Julia’s type inference mechanism isn’t actually the bottleneck here. If an unparametric Task type wraps any (0-argument) function call with any return type, then functions like fetch that map a Task to return values are inherently type-unstable: fetch(::Task)::Any. You always could help the compiler afterward with type assertions like:

foo() = fetch(Threads.@spawn 1+1)::Int # either returns Int or errors

…but there is still that bit of fetch(::Task)::Any requiring a runtime type check Core.typeassert(::Any, Int). You can verify with @code_warntype and @code_llvm.
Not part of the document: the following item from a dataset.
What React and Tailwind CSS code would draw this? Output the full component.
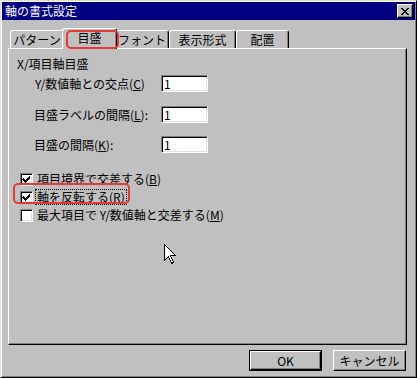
import React from 'react';

const raised =
  'border border-t-white border-l-white border-r-black border-b-black shadow-[inset_-1px_-1px_0_#808080]';
const sunken =
  'border border-t-[#808080] border-l-[#808080] border-r-white border-b-white shadow-[inset_1px_1px_0_#000,inset_-1px_-1px_0_#dfdfdf]';

const Key = ({ k }) => <span className="underline underline-offset-[1px]">{k}</span>;

const Tab = ({ label, width, active }) => (
  <div
    className={
      active
        ? 'relative z-10 -mx-[2px] h-[21px] self-start bg-[#c0c0c0] border-t border-l border-white border-r border-r-black rounded-t-[3px] shadow-[inset_-1px_0_0_#808080] flex items-center justify-center pb-[2px]'
        : 'h-[18px] mt-[2px] bg-[#c0c0c0] border-t border-l border-white border-r border-r-black rounded-t-[3px] shadow-[inset_-1px_0_0_#808080] flex items-center justify-center'
    }
    style={{ width }}
  >
    {label}
  </div>
);

const Field = ({ children, top }) => (
  <div className={`flex items-center h-[17px] ${top}`}>
    <div className="w-[126px] ml-[18px] whitespace-nowrap">{children}</div>
    <div className={`w-[47px] h-[17px] bg-white ${sunken} flex items-center pl-[2px] leading-none`}>1</div>
  </div>
);

const Check = ({ checked, focused, children }) => (
  <div className="flex items-center h-[18px]">
    <div className={`ml-[3px] w-[13px] h-[13px] bg-white ${sunken} flex items-center justify-center`}>
      {checked && (
        <svg width="9" height="9" viewBox="0 0 9 9" shapeRendering="crispEdges">
          <path d="M1 3h1v1h1v1h1v-1h1v-1h1v-1h1v-1h1v3h-1v1h-1v1h-1v1h-1v1h-1v-1h-1v-1h-1v-1h-1z" fill="#000" />
        </svg>
      )}
    </div>
    <div
      className={`ml-[2px] px-[1px] leading-[14px] whitespace-nowrap border ${
        focused ? 'border-dotted border-black' : 'border-transparent'
      }`}
    >
      {children}
    </div>
  </div>
);

export default function App() {
  return (
    <div className="relative w-[417px] h-[378px] bg-[#c0c0c0] text-black text-[12px] font-['Noto_Sans_CJK_JP',sans-serif] border border-t-[#dfdfdf] border-l-[#dfdfdf] border-r-black border-b-black shadow-[inset_1px_1px_0_#fff,inset_-1px_-1px_0_#808080] p-[1px] flex flex-col">
      {/* title bar */}
      <div className="h-[18px] bg-[#000080] flex items-center justify-between pl-[3px] pr-[2px]">
        <span className="text-white leading-none">軸の書式設定</span>
        <div className={`w-[16px] h-[14px] bg-[#c0c0c0] ${raised} flex items-center justify-center`}>
          <svg width="8" height="7" viewBox="0 0 8 7" shapeRendering="crispEdges">
            <path d="M0 0h2v1h1v1h2v-1h1v-1h2v1h-1v1h-1v1h-1v1h1v1h1v1h1v1h-2v-1h-1v-1h-2v1h-1v1h-2v-1h1v-1h1v-1h1v-1h-1v-1h-1v-1h-1z" fill="#000" />
          </svg>
        </div>
      </div>

      {/* tabs */}
      <div className="mt-[8px] ml-[8px] h-[20px] flex items-start">
        <Tab label="パターン" width={54} />
        <Tab label="目盛" width={55} active />
        <Tab label="フォント" width={54} />
        <Tab label="表示形式" width={67} />
        <Tab label="配置" width={53} />
      </div>

      {/* panel */}
      <div className="ml-[6px] mr-[8px] h-[297px] border border-t-white border-l-white border-r-black border-b-black shadow-[inset_-1px_-1px_0_#808080] pt-[8px] pl-[8px] flex flex-col">
        <div className="h-[14px] leading-[14px]">X/項目軸目盛</div>
        <Field top="mt-[4px]">
          Y/数値軸との交点(<Key k="C" />)
        </Field>
        <Field top="mt-[14px]">
          <span className="-ml-[1px]">目盛ラベルの間隔(<Key k="L" />):</span>
        </Field>
        <Field top="mt-[13px]">
          <span className="-ml-[1px]">目盛の間隔(<Key k="K" />):</span>
        </Field>
        <div className="mt-[17px] flex flex-col">
          <Check checked>
            項目境界で交差する(<Key k="B" />)
          </Check>
          <Check checked focused>
            軸を反転する(<Key k="R" />)
          </Check>
          <Check>
            最大項目で Y/数値軸と交差する(<Key k="M" />)
          </Check>
        </div>
      </div>

      {/* buttons */}
      <div className="mt-[5px] flex justify-end gap-[11px] pr-[9px]">
        <div className="w-[73px] h-[21px] border border-black">
          <div className={`w-full h-full ${raised} flex items-center justify-center`}>OK</div>
        </div>
        <div className={`w-[73px] h-[21px] ${raised} flex items-center justify-center`}>キャンセル</div>
      </div>

      {/* annotations */}
      <div className="absolute left-[65px] top-[29px] w-[53px] h-[19px] border-2 border-[#e53935] rounded-[5px] z-20" />
      <div className="absolute left-[12px] top-[182px] w-[117px] h-[21px] border-2 border-[#e53935] rounded-[5px] z-20" />

      {/* mouse pointer */}
      <svg className="absolute left-[163px] top-[243px]" width="13" height="21" viewBox="0 0 13 21" shapeRendering="crispEdges">
        <path d="M0.5 0.5V16.5L4.5 12.5L7.5 19.5L9.5 18.5L6.5 11.5H11.5Z" fill="#fff" stroke="#000" strokeWidth="1" />
      </svg>
    </div>
  );
}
That said, you probably knew that already, and what you really meant to ask is if Julia has introduced parametric tasks like StableTasks into the tasks API. No, and since Task is documented for the existing API, it would take new signatures or calls like StableTasks. And that leads to another implied question: practical Julia is usually very insistent on type stability, so how were people using nonparametric Tasks this whole time? fetch(::Task) isn’t the go-to approach; the simplest case of a call fetching from one task is idling a call or task just to schedule another task, which isn’t a throughput improvement over just calling the underlying function (though more divided Tasks generally improve concurrency). Instead, tasks share memory via Channels, locks, and atomics, which can be type-stable via explicitly computed parameters. StableTasks’ internal metaprogramming actually makes StableTask{T} and the internal nothing-returning Task share @atomic x::T for fetch(::StableTask)::T to retrieve. The abstraction of StableTasks inferring T for you like a normal function call can be easier in some cases and is open to internal improvements without API changes.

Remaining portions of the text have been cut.